By the time I finished the book, I had replaced the Paris leg of my trip with Marseilles. I’d found Lagavulin, the main character’s scotch of choice. (Mine was always Laphroiag.) And a whole lot of interesting jazz. Of course I wanted to read the next book in the series,Chourmo, and of course, it wasn’t available in English translation yet.
And yet the Total Chaos story continued — with a new city to discover, new music, a scotch that would forever challenge my loyalty to Laphroaig. The story had leapt out from the book and into my life.
Out of that experience, the idea for Small Demons was born. To anyone who’d listen, I’d open up the book, point to the details inside, and say, “Look, a book can take you everywhere.
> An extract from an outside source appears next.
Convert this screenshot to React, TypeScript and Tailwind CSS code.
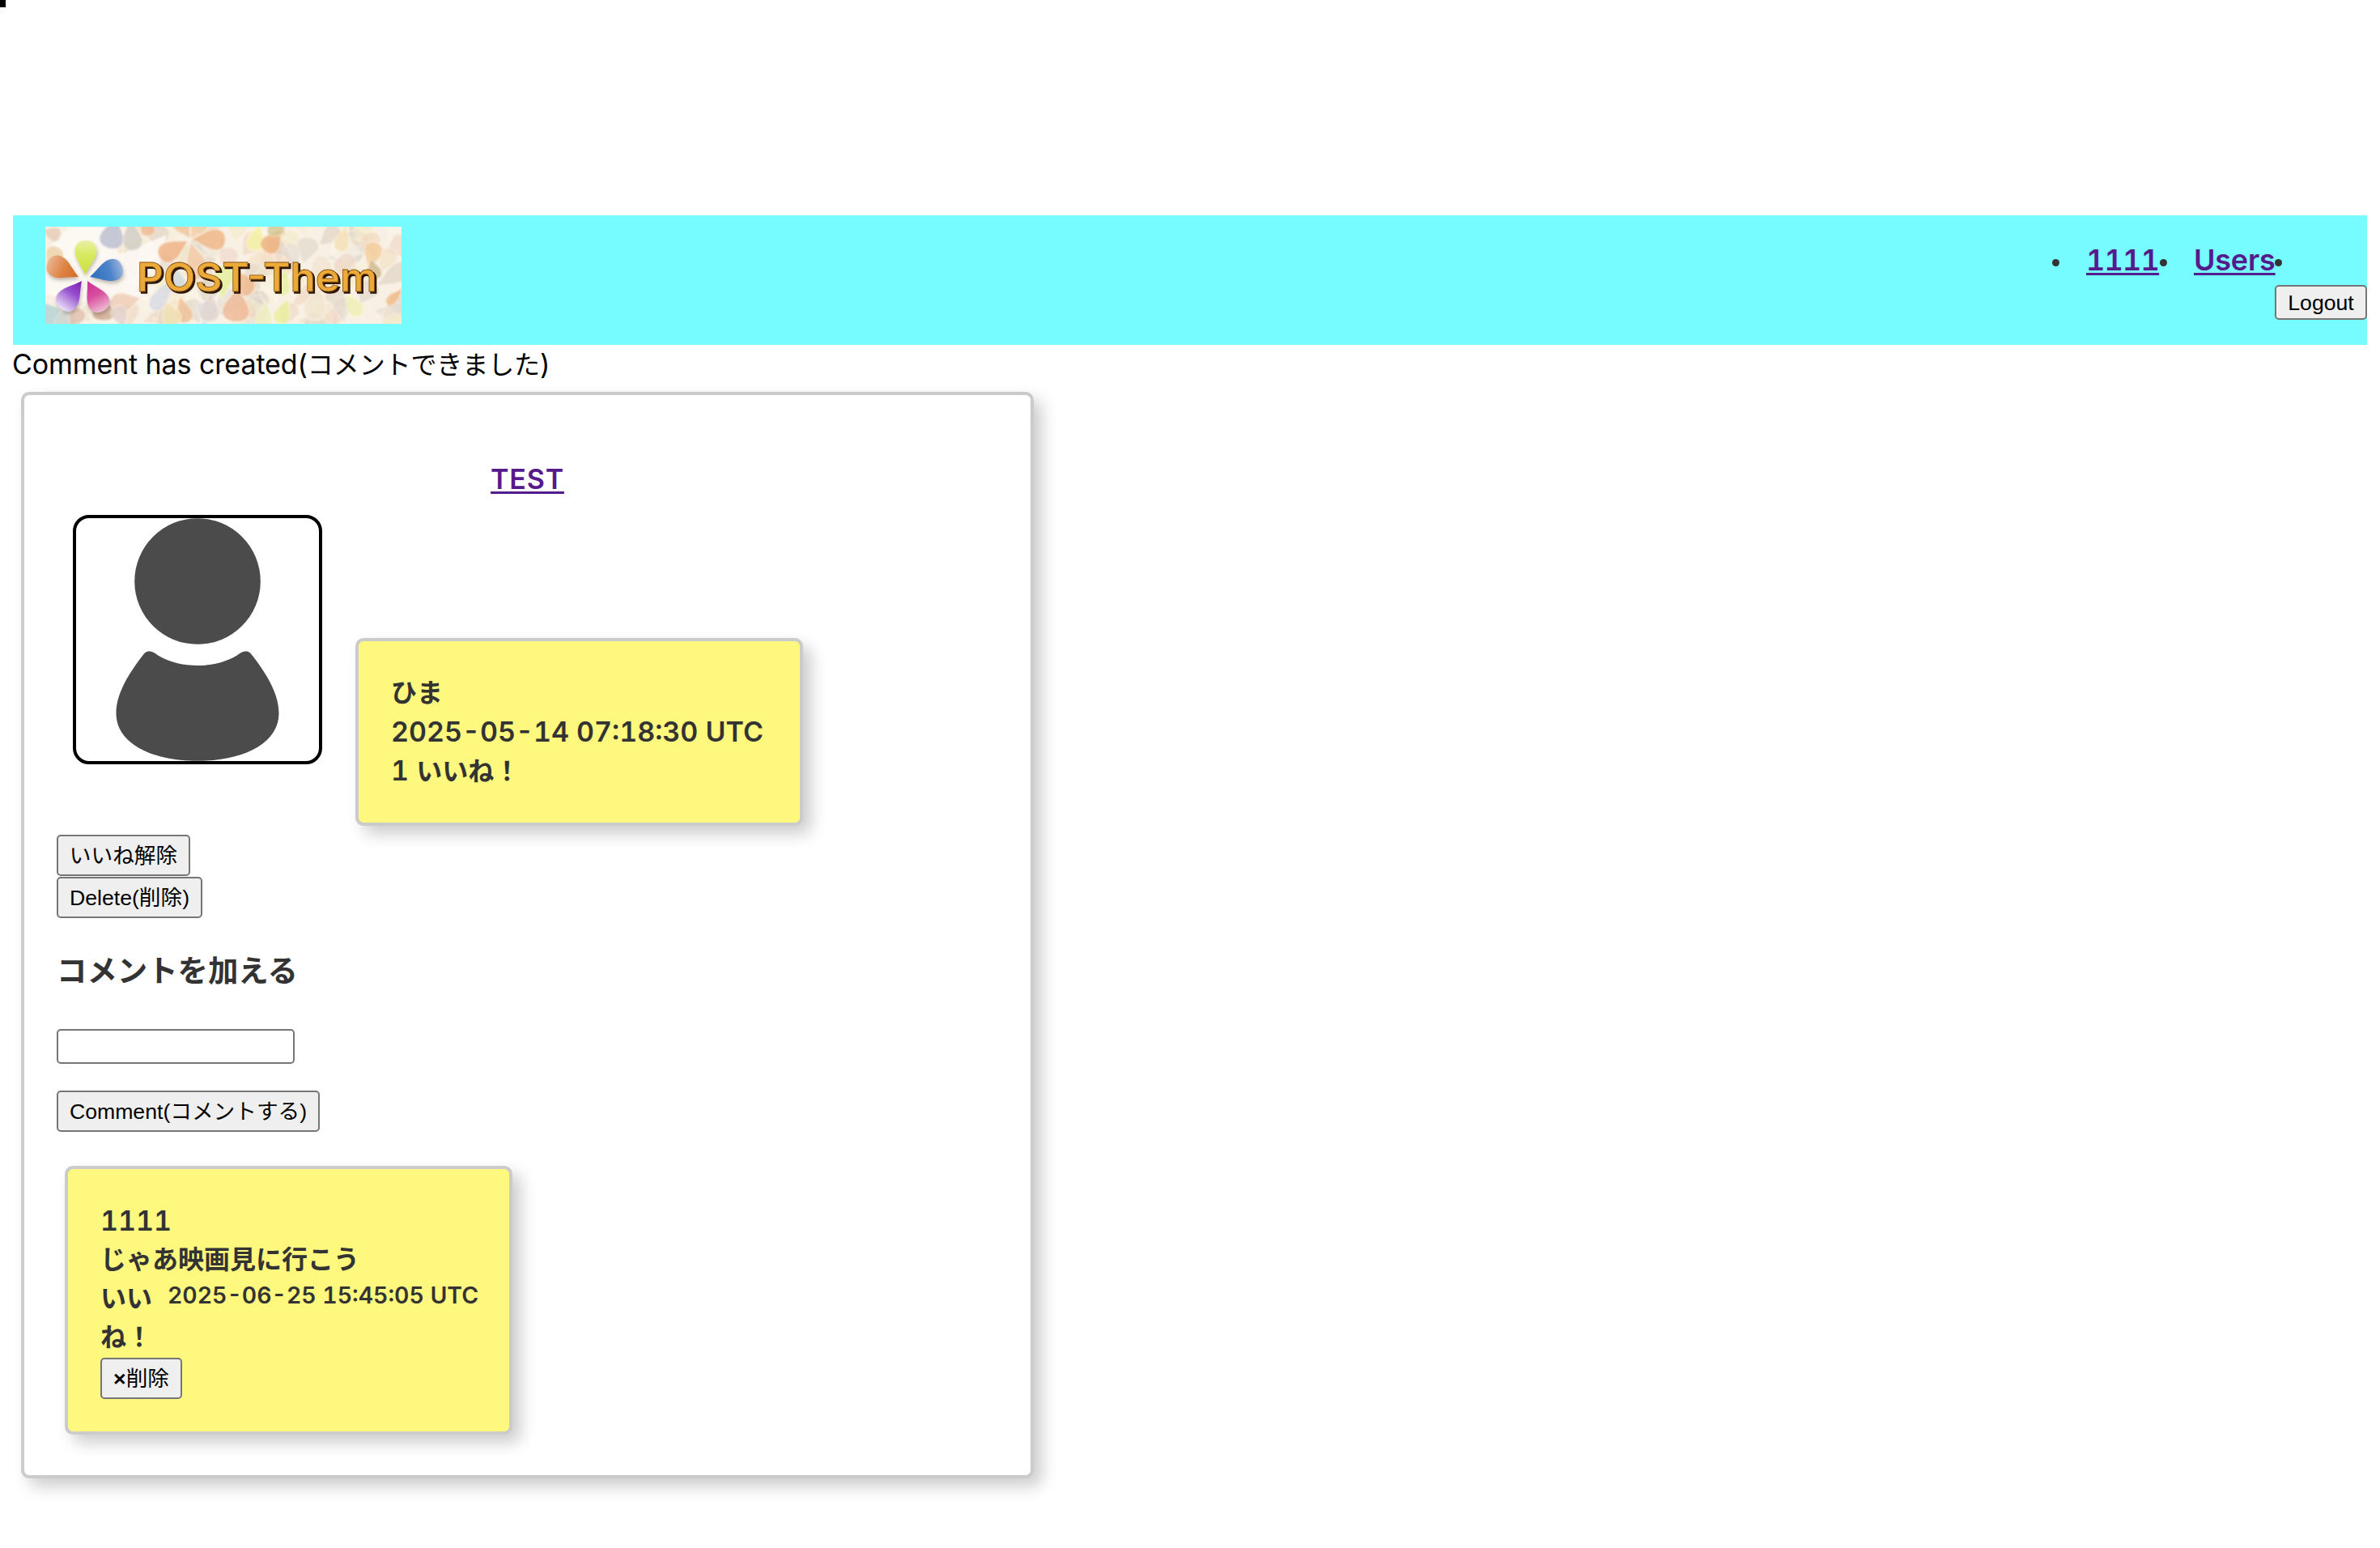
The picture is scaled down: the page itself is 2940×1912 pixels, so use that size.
import type { ReactNode } from "react";

type PetalProps = {
  x: number;
  y: number;
  angle: number;
  length: number;
  width: number;
  fill: string;
  opacity?: number;
  stroke?: string;
};

// Teardrop whose tip sits at (x, y) and which points along `angle` degrees.
function Petal({ x, y, angle, length, width, fill, opacity = 1, stroke = "none" }: PetalProps) {
  return (
    <path
      d="M0 0 C0.3 -0.22 0.48 -0.5 0.7 -0.5 C0.9 -0.5 1 -0.28 1 0 C1 0.28 0.9 0.5 0.7 0.5 C0.48 0.5 0.3 0.22 0 0Z"
      transform={`translate(${x} ${y}) rotate(${angle}) scale(${length} ${width})`}
      fill={fill}
      opacity={opacity}
      stroke={stroke}
      strokeWidth={0.03}
    />
  );
}

const PASTELS = ["#f1e2cc", "#f1d6bd", "#f7efd6", "#e3dad0", "#fbf6ea", "#f3dfc4", "#dfd6ca", "#f4ebc8", "#efd6c6", "#dccfc0"];

const scatter = Array.from({ length: 150 }, (_, i) => {
  const col = i % 22;
  const row = Math.floor(i / 22);
  return {
    x: 85 + col * 17 + ((i * 37) % 13) - 6,
    y: row * 20 + ((i * 53) % 15) - 8,
    angle: (i * 67) % 360,
    length: 32 + ((i * 29) % 16),
    width: 20 + ((i * 17) % 11),
    fill: PASTELS[(i * 7) % PASTELS.length],
  };
});

const accents: PetalProps[] = [
  { x: 2, y: 50, angle: -60, length: 28, width: 22, fill: "#ecd0a4" },
  { x: -4, y: 4, angle: 20, length: 24, width: 18, fill: "#e8cbb8" },
  { x: 88, y: -12, angle: 103, length: 40, width: 30, fill: "#babdd0" },
  { x: 104, y: -10, angle: 82, length: 40, width: 24, fill: "#cfccc4" },
  { x: 122, y: -14, angle: 75, length: 26, width: 18, fill: "#efba90" },
  { x: 177, y: 17, angle: 150, length: 42, width: 25, fill: "#efb083" },
  { x: 180, y: 15, angle: 2, length: 43, width: 26, fill: "#f0b585" },
  { x: 180, y: 15, angle: -125, length: 34, width: 20, fill: "#efc49a" },
  { x: 180, y: 15, angle: -60, length: 30, width: 22, fill: "#f1cda6" },
  { x: 179, y: 18, angle: 75, length: 48, width: 26, fill: "#f3c9a8" },
  { x: 264, y: -4, angle: 100, length: 34, width: 22, fill: "#f3f2a2" },
  { x: 292, y: 2, angle: 125, length: 36, width: 24, fill: "#efb27c" },
  { x: 282, y: -12, angle: 80, length: 24, width: 22, fill: "#d3c794" },
  { x: 218, y: 90, angle: -85, length: 42, width: 24, fill: "#e6f09c" },
  { x: 232, y: 52, angle: 55, length: 38, width: 24, fill: "#f0b78a" },
  { x: 298, y: 52, angle: 105, length: 34, width: 22, fill: "#e8f0a2" },
  { x: 372, y: -2, angle: 105, length: 34, width: 18, fill: "#f5e0b4" },
  { x: 400, y: 54, angle: -78, length: 36, width: 22, fill: "#f3cd9a" },
  { x: 402, y: 40, angle: 75, length: 26, width: 18, fill: "#ceb78c" },
  { x: 442, y: 76, angle: 135, length: 28, width: 12, fill: "#f1b985" },
  { x: 370, y: 82, angle: 55, length: 34, width: 20, fill: "#eef0b4" },
  { x: 238, y: 74, angle: 95, length: 44, width: 34, fill: "#efb897" },
  { x: 166, y: 86, angle: 75, length: 34, width: 20, fill: "#efbf97" },
  { x: 148, y: 90, angle: 70, length: 34, width: 24, fill: "#f3e3b4" },
  { x: 196, y: 124, angle: -80, length: 32, width: 24, fill: "#d5d8de" },
  { x: 205, y: 80, angle: 95, length: 38, width: 24, fill: "#e2d6d0" },
  { x: 300, y: 88, angle: 110, length: 34, width: 20, fill: "#eaf09c" },
  { x: 272, y: 92, angle: 95, length: 32, width: 22, fill: "#f0efc0" },
  { x: 340, y: 74, angle: 105, length: 42, width: 28, fill: "#f1e6cf" },
  { x: 118, y: 88, angle: 165, length: 38, width: 26, fill: "#efcdb8" },
  { x: 160, y: 62, angle: 125, length: 50, width: 20, fill: "#d8dae4" },
  { x: 160, y: 48, angle: 80, length: 34, width: 20, fill: "#cfdbe2" },
  { x: -8, y: 92, angle: 50, length: 34, width: 26, fill: "#b4d2d4" },
  { x: 6, y: 126, angle: -30, length: 34, width: 22, fill: "#c9d3cc" },
  { x: 72, y: 88, angle: 90, length: 28, width: 28, fill: "#cda890" },
  { x: 30, y: 126, angle: -60, length: 28, width: 20, fill: "#e3c0ac" },
  { x: 98, y: 126, angle: -110, length: 30, width: 20, fill: "#e2d3cc" },
];

function Logo() {
  return (
    <svg className="block h-[120px] w-[440px]" viewBox="0 0 440 120" role="img" aria-label="POST-Them">
      <defs>
        <linearGradient id="green" x1="0" x2="1"><stop offset="0" stopColor="#cbe03a" /><stop offset="0.6" stopColor="#d8ea62" /><stop offset="1" stopColor="#eaf0a8" /></linearGradient>
        <linearGradient id="orange" x1="0" x2="1"><stop offset="0" stopColor="#d4691f" /><stop offset="0.5" stopColor="#dd8446" /><stop offset="1" stopColor="#eab48e" /></linearGradient>
        <linearGradient id="blue" x1="0" x2="1"><stop offset="0" stopColor="#2f6fbd" /><stop offset="0.6" stopColor="#4a83c9" /><stop offset="1" stopColor="#9cb4da" /></linearGradient>
        <linearGradient id="purple" x1="0" x2="1"><stop offset="0" stopColor="#7a1fae" /><stop offset="0.45" stopColor="#9750cf" /><stop offset="1" stopColor="#ece2f8" /></linearGradient>
        <linearGradient id="pink" x1="0" x2="1"><stop offset="0" stopColor="#cc2a98" /><stop offset="0.5" stopColor="#d8519f" /><stop offset="1" stopColor="#f0bfd4" /></linearGradient>
        <filter id="soft"><feGaussianBlur stdDeviation="0.8" /></filter>
        <filter id="shade" x="-20%" y="-20%" width="150%" height="150%"><feDropShadow dx="1" dy="3" stdDeviation="2" floodColor="#6b5a50" floodOpacity="0.4" /></filter>
      </defs>
      <rect width="440" height="120" fill="#f8f0e4" />
      <g filter="url(#soft)">
        {scatter.map((p, i) => (
          <Petal key={i} {...p} opacity={0.6} stroke="#fffaf0" />
        ))}
        <path d="M0 30 L30 0 L72 0 L92 34 L150 10 L140 50 L118 62 L112 78 L128 92 L96 86 L60 96 L0 84Z" fill="#fdf8f4" opacity="0.9" />
        {accents.map((p, i) => (
          <Petal key={i} {...p} opacity={0.8} stroke="#fffaf0" />
        ))}
      </g>
      <g filter="url(#shade)">
        <Petal x={49} y={59} angle={-88} length={42} width={27} fill="url(#green)" />
        <Petal x={41} y={62} angle={-154} length={42} width={27} fill="url(#orange)" />
        <Petal x={55} y={62} angle={-17} length={42} width={27} fill="url(#blue)" />
        <Petal x={45} y={67} angle={127} length={43} width={28} fill="url(#purple)" />
        <Petal x={52} y={67} angle={62} length={42} width={27} fill="url(#pink)" />
      </g>
      <g fontFamily="Inter, sans-serif" fontWeight="600" fontSize="49">
        <text x="115" y="81.5" textLength="297" lengthAdjust="spacingAndGlyphs" fill="#2b1608" stroke="#2b1608" strokeWidth="1.5">POST-Them</text>
        <text x="113" y="80" textLength="297" lengthAdjust="spacingAndGlyphs" fill="#ecaa38" stroke="#8a5514" strokeWidth="0.8">POST-Them</text>
      </g>
    </svg>
  );
}

function Avatar() {
  return (
    <div className="ml-5 h-[308px] w-[308px] shrink-0 overflow-hidden rounded-[20px] border-4 border-black bg-white">
      <svg className="block h-[300px] w-[300px]" viewBox="0 0 300 300" fill="#4b4b4b">
        <circle cx="150" cy="78" r="77.8" />
        <path d="M90 164.500 C95 164.500 98 167 102 170 C117 178.500 133 182 150 182 C167 182 183 178.500 198 170 C202 167 205 164.500 210 164.500 C214 164.500 216 167 218 170 C238 196 250.500 219 250.500 241 C250.500 278 207 299.800 150 299.800 C93 299.800 49.500 278 49.500 241 C49.500 219 62 196 82 170 C84 167 86 164.500 90 164.500Z" />
      </svg>
    </div>
  );
}

function Button({ className, children }: { className: string; children: ReactNode }) {
  return (
    <button
      className={`block whitespace-nowrap rounded-[5px] border-2 border-[#767676] bg-[#efefef] text-center font-['Liberation_Sans','Noto_Sans_CJK_JP',sans-serif] text-[26.67px] font-normal text-black ${className}`}
    >
      {children}
    </button>
  );
}

function Note({ className, children }: { className: string; children: ReactNode }) {
  return (
    <div
      className={`rounded-[10px] border-4 border-[#cbcbcb] bg-[#fef97e] p-10 shadow-[10px_10px_20px_rgba(0,0,0,0.2)] ${className}`}
    >
      {children}
    </div>
  );
}

function Dot() {
  return <span className="mt-[54px] h-[9px] w-[9px] shrink-0 rounded-full bg-[#333]" />;
}

export default function App() {
  return (
    <div className="h-[1912px] w-[2940px] overflow-hidden bg-white font-['Inter','Noto_Sans_CJK_JP',sans-serif] text-[34px] leading-[48px] text-black">
      <div className="h-[9px] w-[7px] bg-black" />
      <header className="mx-4 mt-[257px] flex h-40 justify-between bg-[#76fbfe]">
        <div className="ml-10 mt-[14px]">
          <Logo />
        </div>
        <nav className="flex text-[36px] font-semibold text-[#551a8b]">
          <Dot />
          <a className="ml-[33px] mt-[31px] block h-12 w-[91px] whitespace-nowrap tabular-nums tracking-[-0.75px] underline decoration-[3px] underline-offset-[3px]">1111</a>
          <Dot />
          <a className="ml-[33px] mt-[31px] block h-12 w-[100px] whitespace-nowrap tracking-[-0.2px] underline decoration-[3px] underline-offset-[3px]">Users</a>
          <div className="flex w-[114px] flex-col">
            <Dot />
            <Button className="mt-[23px] h-[43px] w-[114px] leading-[36px]">Logout</Button>
          </div>
        </nav>
      </header>

      <p className="ml-[15px] h-12 whitespace-nowrap tracking-[-0.1px]">
        Comment has created(<span className="text-[32px]">コメントできました</span>)
      </p>

      <main className="ml-[26px] mt-[10px] h-[1342px] w-[1251px] rounded-[10px] border-4 border-[#cbcbcb] bg-white p-10 font-semibold tabular-nums text-[#333] shadow-[10px_10px_20px_rgba(0,0,0,0.2)]">
        <h2 className="mt-10 text-center text-[#551a8b]">
          <a className="tracking-[0.8px] underline decoration-[3px] underline-offset-[3px]">TEST</a>
        </h2>

        <div className="mt-5 flex items-start">
          <Avatar />
          <Note className="ml-[41px] mt-[152px] h-[232px] w-[553px] whitespace-nowrap">
            <p className="text-[32px]">ひま</p>
            <p>2025-05-14 07:18:30 UTC</p>
            <p>
              1 <span className="text-[32px]">いいね！</span>
            </p>
          </Note>
        </div>

        <Button className="mt-[11px] h-[51px] w-[165px] leading-[44px]">いいね解除</Button>
        <Button className="mt-px h-[51px] w-[180px] leading-[46px]">Delete(削除)</Button>

        <h3 className="mt-[42px] h-12 whitespace-nowrap text-[37.4px] font-bold">コメントを加える</h3>

        <input className="mt-[47px] block h-[43px] w-[294px] rounded-[5px] border-2 border-[#767676] bg-white px-1 outline-none" />
        <Button className="mt-[33px] h-[51px] w-[325px] leading-[46px]">Comment(コメントする)</Button>

        <Note className="ml-[10px] mt-[42px] h-[332px] w-[553px] whitespace-nowrap">
          <p>1111</p>
          <p className="text-[32px]">じゃあ映画見に行こう</p>
          <div className="flex h-24 justify-between">
            <p className="text-[32px]">
              いい
              <br />
              ね！
            </p>
            <p className="w-[382px] text-[28.4px] leading-[39px]">2025-06-25 15:45:05 UTC</p>
          </div>
          <Button className="mt-px h-[51px] w-[101px] leading-[46px]">
            <span className="font-bold">×</span>削除
          </Button>
        </Note>
      </main>
    </div>
  );
}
All we have to do is grab all these details and connect them to where they go.”
I did that for two years until I’d worn out the spine of Total Chaos. Then I decided to visualize it, put the idea into a simple graphic. Of a web page where we’d represent every interesting detail in a book — every person, place and thing inside — and show where a story can take you.
That’s what it took. From there came Small Demons, the company. Today, we’re poring through stories to reveal the interesting details inside them, the people, places and things that matter — a concordance of the world’s literature. And in the process what started as something interesting to me has become something more. Something necessary. A new path to discovery.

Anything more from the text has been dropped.